Three Baronetcies have been created for persons with the surname Johnson: one of New York in 1755 in the Baronetage of Great Britain, and then one of Bath (1818) and one of Dublin (1909), both in the Baronetage of the United Kingdom. As of 2010 the Johnson baronetcy of Bath is dormant, and that of Dublin is extinct.

Johnson baronetcy of New York (1755)

The Johnson Baronetcy, of New York in North America, was created in the Baronetage of Great Britain on 27 November 1755 for the soldier William Johnson. A descendant of the O'Neill dynasty, his family name was originally MacShane (Irish: Mac Seáin), of which Johnson is a translation. The baronetcy was awarded for his victories at Crown Point and the Battle of Lake George earlier that year.

Johnson baronets of New York

Sir William Johnson, 1st Baronet (1715–1774). His nephew, Guy Johnson, was a distinguished soldier.
Sir John Johnson, 2nd Baronet (1742–1830) was a loyalist leader during the American Revolution. His son, Colonel Charles Christopher Johnson, had a son, John Ormsby Johnson, who was a vice-admiral.
Sir Adam Gordon Johnson, 3rd Baronet (1781–1843)
Sir William George Johnson, 4th Baronet (1830–1908)
Sir Edward Gordon Johnson, 5th Baronet (1867–1957)
Sir John Paley Johnson, 6th Baronet (1907–1975)
Sir Peter Colpoys Paley Johnson, 7th Baronet (1930–2003). 
Sir (Colpoys) Guy Johnson, 8th Baronet (born 1965)

The heir apparent is Colpoys William Johnson (born 1993).

All Johnson Baronets of New York from Sir Adam onward are, through his mother Ann Watts, descendants of the Schuyler family, the Delancey family, and the Van Cortlandt family of British North America.

Johnson baronetcy of Bath (1818)

The Johnson Baronetcy, of Bath, was created in the Baronetage of the United Kingdom on 1 December 1818 for Henry Johnson, a colonel in the 5th Regiment and Governor of Ross Castle. He was the younger brother of Sir John Johnson-Walsh, 1st Baronet, of Ballykilcavan (see Johnson-Walsh Baronets).

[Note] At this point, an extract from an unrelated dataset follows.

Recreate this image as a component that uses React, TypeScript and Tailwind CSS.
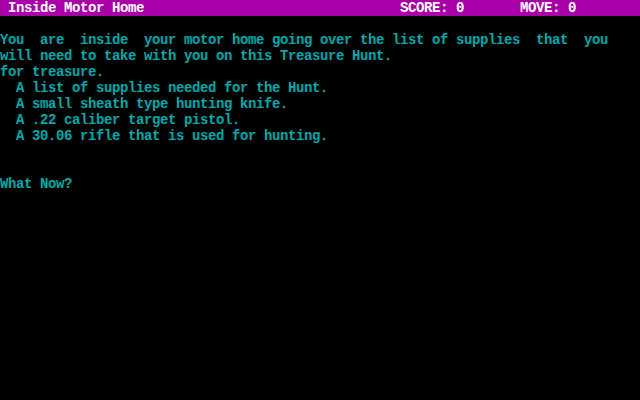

The presumed seventh Baronet never successfully established his claim to the title and was never on the Official Roll of the Baronetage. Likewise, as of 13 June 2007 the presumed eighth Baronet has not successfully proven his succession and is not on the Official Roll of the Baronetage, with the baronetcy dormant since 1986. For more information, follow this link.

Johnson baronets of Bath

Sir Henry Johnson, 1st Baronet (1748–1835)
Sir Henry Allen Johnson, 2nd Baronet (1785–1860). Fought with distinction in the Peninsular War. His sixth son, Sir Charles Cooper Johnson, was a general in the British Army. Charles Cooper's son, Eliot Philipse Johnson, was a brigadier-general in the British Army, and the father of the presumed seventh Baronet.
Sir Henry Franks Frederic Johnson, 3rd Baronet (1819–1883)
Sir Henry Allen William Johnson, 4th Baronet (1855–1944). Brigadier-general in the King's Own Yorkshire Light Infantry. 
Sir Henry Allen Beaumont Johnson, 5th Baronet (1887–1965)
Sir Victor Philipse Hill Johnson, 6th Baronet (1905–1986)
Robin Eliot Johnson, presumed 7th Baronet (1929–1989)
Patrick Eliot Johnson, presumed 8th Baronet (born 1955)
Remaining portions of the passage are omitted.